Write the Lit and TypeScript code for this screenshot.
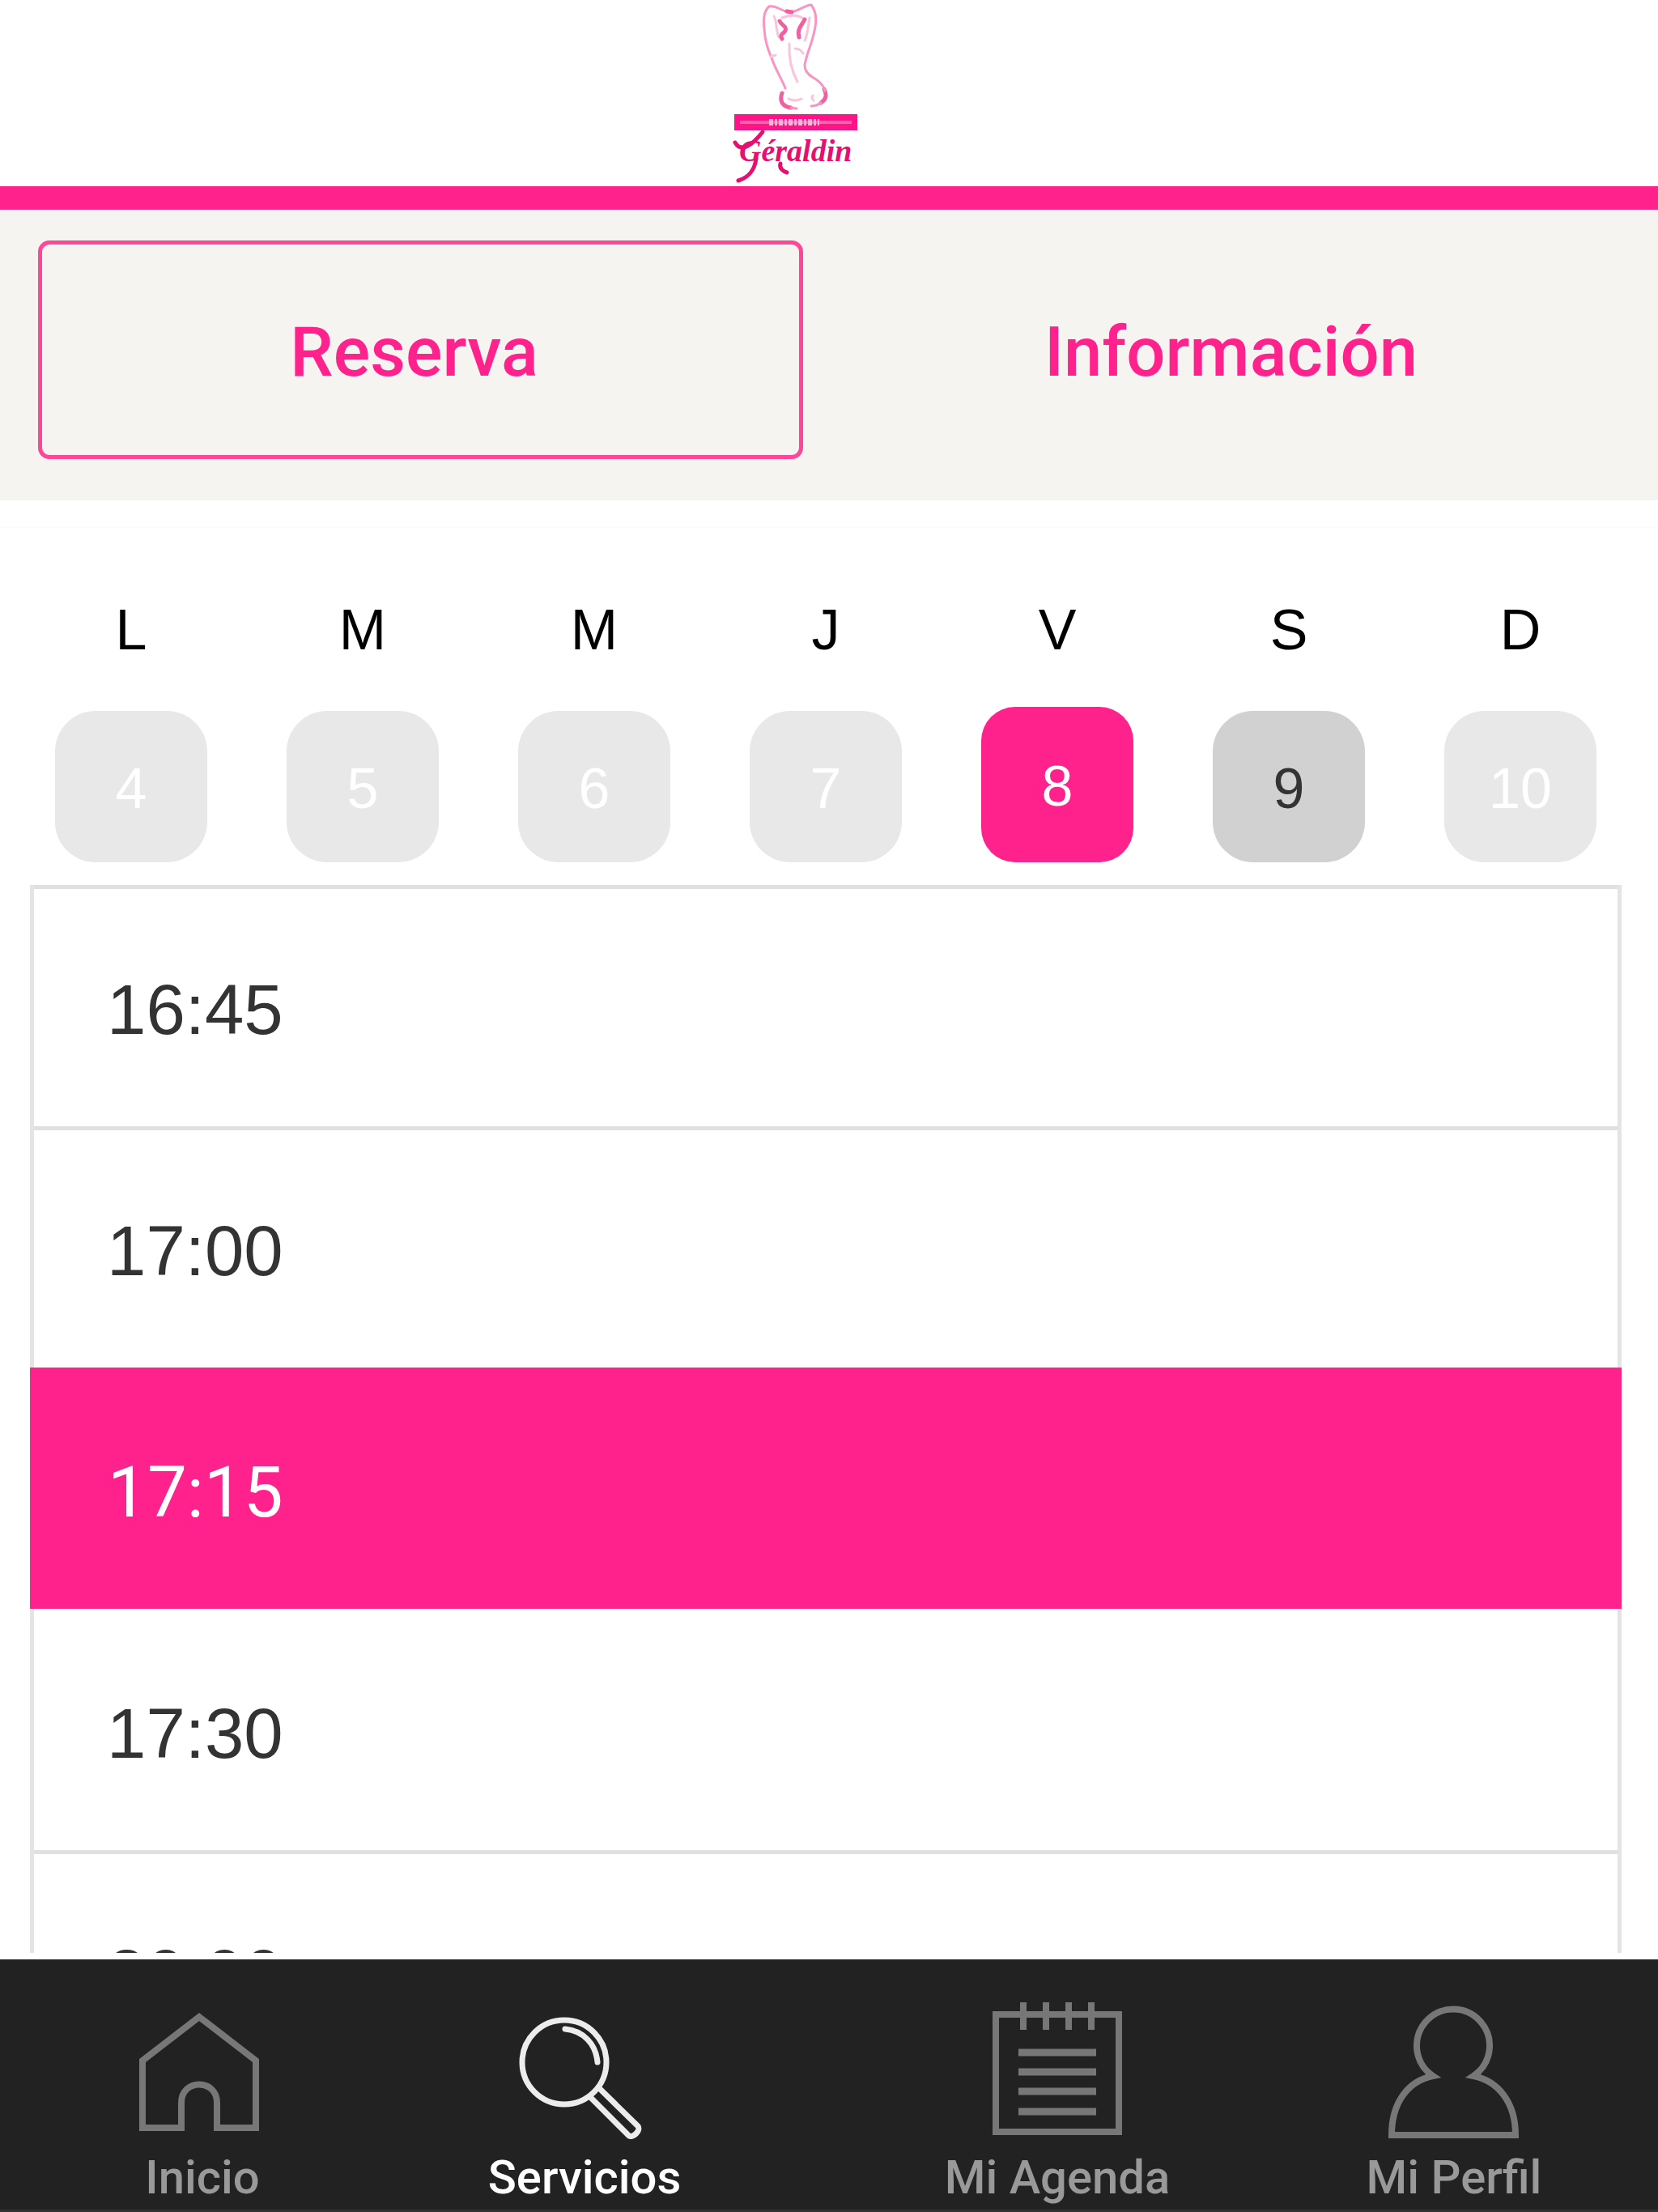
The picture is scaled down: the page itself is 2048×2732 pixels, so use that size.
import { LitElement, html, css, svg } from "lit";
import { customElement, state } from "lit/decorators.js";
import { classMap } from "lit/directives/class-map.js";

interface Day {
  letter: string;
  name: string;
  date: number;
  open: boolean;
}

const DAYS: Day[] = [
  { letter: "L", name: "Lunes", date: 4, open: false },
  { letter: "M", name: "Martes", date: 5, open: false },
  { letter: "M", name: "Miércoles", date: 6, open: false },
  { letter: "J", name: "Jueves", date: 7, open: false },
  { letter: "V", name: "Viernes", date: 8, open: true },
  { letter: "S", name: "Sábado", date: 9, open: true },
  { letter: "D", name: "Domingo", date: 10, open: false },
];

const TIMES = ["16:45", "17:00", "17:15", "17:30", "20:00"];

@customElement("brand-logo")
export class BrandLogo extends LitElement {
  static styles = css`
    :host {
      display: block;
    }
    .logo {
      display: block;
      width: 160px;
      height: 230px;
    }
    .line {
      fill: none;
      stroke: #f995c1;
      stroke-width: 3;
      stroke-linecap: round;
      stroke-linejoin: round;
    }
    .soft {
      stroke: #fcc4dc;
    }
    .strong {
      stroke: #f0609f;
      stroke-width: 5;
    }
    .script {
      font: italic 700 38px "Liberation Serif", serif;
      fill: #e5106f;
    }
    .flourish {
      fill: none;
      stroke: #e5106f;
      stroke-width: 5;
      stroke-linecap: round;
    }
  `;

  render() {
    return html`
      <svg class="logo" viewBox="0 0 160 230" role="img" aria-label="Géraldin">
        <path class="line" d="M50 8C43 14 43 24 44 36C45 52 49 62 54 74C58 86 66 98 70 109" />
        <path class="line" d="M50 8C58 6 64 13 74 15C84 16 94 6 102 6C108 14 109 26 106 38C103 54 97 64 94 80C94 86 97 91 102 94" />
        <path class="line soft" d="M56 20C60 26 58 38 62 46M100 22C98 32 98 42 94 50M66 22C76 18 86 18 94 24M75 54C74 72 78 88 85 101M82 60C88 60 90 63 92 66M52 70L58 68" />
        <path class="line strong" d="M63 26C66 32 72 32 70 38C68 42 62 42 66 48M94 24C90 32 84 36 87 46M72 14L78 15" />
        <path class="line strong" d="M66 115C62 126 68 132 77 133M118 110C122 118 120 123 114 127" />
        <path class="line" d="M100 93C108 98 116 102 119 112M77 133L84 134M114 127C110 130 106 131 102 131" />
        <path class="line soft" d="M74 122C80 125 86 124 90 122M104 118C102 120 103 122 105 124" />
        <rect x="7" y="141" width="152" height="20" fill="#ff1487" />
        <rect x="14" y="149" width="138" height="4" fill="#ff62ad" />
        <path d="M50 151H112" stroke="#ffb3d8" stroke-width="8" stroke-dasharray="5 2 3 2" />
        <path class="flourish" d="M8 176C16 190 30 178 42 163M34 196C32 212 22 220 12 223M64 202C62 208 68 212 72 213" />
        <text class="script" x="13" y="199">Géraldin</text>
      </svg>
    `;
  }
}

@customElement("app-root")
export class AppRoot extends LitElement {
  @state() private tab = "Reserva";
  @state() private day = 8;
  @state() private time = "17:15";
  @state() private section = "Servicios";

  static styles = css`
    :host {
      --pink: #ff218c;
      display: flex;
      flex-direction: column;
      height: 100vh;
      overflow: hidden;
      background: #fff;
      color: #333;
      font-family: "Liberation Sans", Arial, sans-serif;
    }
    * {
      box-sizing: border-box;
    }
    button {
      margin: 0;
      padding: 0;
      border: 0;
      background: none;
      color: inherit;
      font: inherit;
      cursor: pointer;
    }
    .header {
      display: flex;
      flex: none;
      justify-content: center;
      padding-right: 88px;
      border-bottom: 29px solid var(--pink);
    }
    .tabs {
      display: grid;
      flex: none;
      grid-template-columns: 1fr 1fr;
      gap: 64px;
      padding: 38px 47px 51px;
      background: #f5f4f0;
    }
    .tab {
      height: 270px;
      padding: 6px 16px 0 0;
      border: 5px solid transparent;
      border-radius: 14px;
      color: var(--pink);
      font: 500 85px/100px Roboto, sans-serif;
    }
    .tab.current {
      border-color: #ff4799;
    }
    .booking {
      display: flex;
      flex: 1;
      flex-direction: column;
      min-height: 0;
      margin-top: 32px;
      padding: 78px 45px 0 37px;
      border-top: 2px solid #fcfcfc;
      overflow: hidden;
    }
    .week {
      display: grid;
      flex: none;
      grid-template-columns: repeat(7, 1fr);
      margin: 0 -18px 28px;
    }
    .day {
      display: flex;
      flex-direction: column;
      align-items: center;
      color: #000;
      font-size: 70px;
      line-height: 96px;
    }
    .date {
      width: 188px;
      height: 187px;
      margin-top: 52px;
      padding-top: 4px;
      border-radius: 50px;
      background: #e8e8e8;
      color: #fff;
    }
    .date.open {
      background: #d1d1d1;
      color: #333;
    }
    .date.chosen {
      height: 192px;
      margin-top: 47px;
      border-radius: 42px;
      background: var(--pink);
      color: #fff;
    }
    .times {
      flex: none;
      margin: 0;
      padding: 0;
      border: solid #e4e4e4;
      border-width: 0 5px;
      list-style: none;
    }
    .slot {
      display: block;
      width: 100%;
      height: 298px;
      padding: 4px 90px 0;
      border-top: 5px solid #e0e0e0;
      font-size: 87px;
      line-height: 100px;
      text-align: left;
    }
    .slot.chosen {
      width: calc(100% + 10px);
      margin: 0 -5px;
      padding: 4px 96px 0;
      border-color: var(--pink);
      background: var(--pink);
      color: #fff;
      font-family: Roboto, sans-serif;
    }
    .slot.after {
      border-color: transparent;
    }
    .nav {
      display: grid;
      flex: none;
      grid-template-columns: 500fr 444fr 724fr 256fr;
      height: 312px;
      margin-top: 8px;
      padding: 44px 124px 0 0;
      border-bottom: 3px solid #333;
      background: #222;
    }
    .link {
      display: flex;
      flex-direction: column;
      align-items: center;
      color: #999;
      font: 500 58px/70px Roboto, sans-serif;
      text-decoration: none;
      white-space: nowrap;
    }
    .link.current {
      color: #fff;
    }
    .icon {
      width: 180px;
      height: 190px;
      fill: none;
      stroke: #777;
      stroke-width: 8;
    }
    .current .icon {
      stroke: #ececec;
      stroke-width: 7;
    }
  `;

  private icons: Record<string, unknown> = {
    Inicio: svg`<path d="M16 164V81L86 27L156 81V164H108V133C108 103 64 103 64 133V164Z" />`,
    Servicios: svg`
      <circle cx="65" cy="83" r="52" />
      <path d="M66 42C88 44 104 60 106 83" stroke-linecap="round" />
      <path d="M97 126L145 174C149 177 160 168 156 162L107 114" stroke-linejoin="round" />`,
    "Mi Agenda": svg`
      <path d="M14 24H166V169H14ZM48 9V43M76 9V43M104 9V43M132 9V43" />
      <path d="M42 71H138M42 95H138M42 119H138M42 144H138" stroke-width="9" />`,
    "Mi Perfil": svg`<path d="M64 100A45 45 0 1 1 114 100C144 106 166 132 166 173H13C13 132 34 106 64 100Z" />`,
  };

  render() {
    return html`
      <header class="header"><brand-logo></brand-logo></header>
      <div class="tabs" role="tablist">
        ${["Reserva", "Información"].map(
          (name) => html`<button
            class=${classMap({ tab: true, current: this.tab === name })}
            role="tab"
            aria-selected=${this.tab === name}
            @click=${() => (this.tab = name)}
          >${name}</button>`
        )}
      </div>
      <main class="booking">
        <div class="week">
          ${DAYS.map(
            (d) => html`<div class="day">
              <span>${d.letter}</span>
              <button
                class=${classMap({ date: true, open: d.open, chosen: this.day === d.date })}
                aria-label=${`${d.name} ${d.date}`}
                ?disabled=${!d.open}
                @click=${() => (this.day = d.date)}
              >${d.date}</button>
            </div>`
          )}
        </div>
        <ul class="times">
          ${TIMES.map(
            (t, i) => html`<li>
              <button
                class=${classMap({
                  slot: true,
                  chosen: this.time === t,
                  after: i > 0 && this.time === TIMES[i - 1],
                })}
                aria-pressed=${this.time === t}
                @click=${() => (this.time = t)}
              >${t}</button>
            </li>`
          )}
        </ul>
      </main>
      <nav class="nav">
        ${Object.keys(this.icons).map(
          (name) => html`<a
            class=${classMap({ link: true, current: this.section === name })}
            href="#"
            @click=${(e: Event) => {
              e.preventDefault();
              this.section = name;
            }}
          >
            <svg class="icon" viewBox="0 0 180 190" aria-hidden="true">${this.icons[name]}</svg>
            <span>${name}</span>
          </a>`
        )}
      </nav>
    `;
  }
}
****
**THE TASK**
Go through the material above and count the lines that contain "size"; give that number alone.

**SOLUTION**
3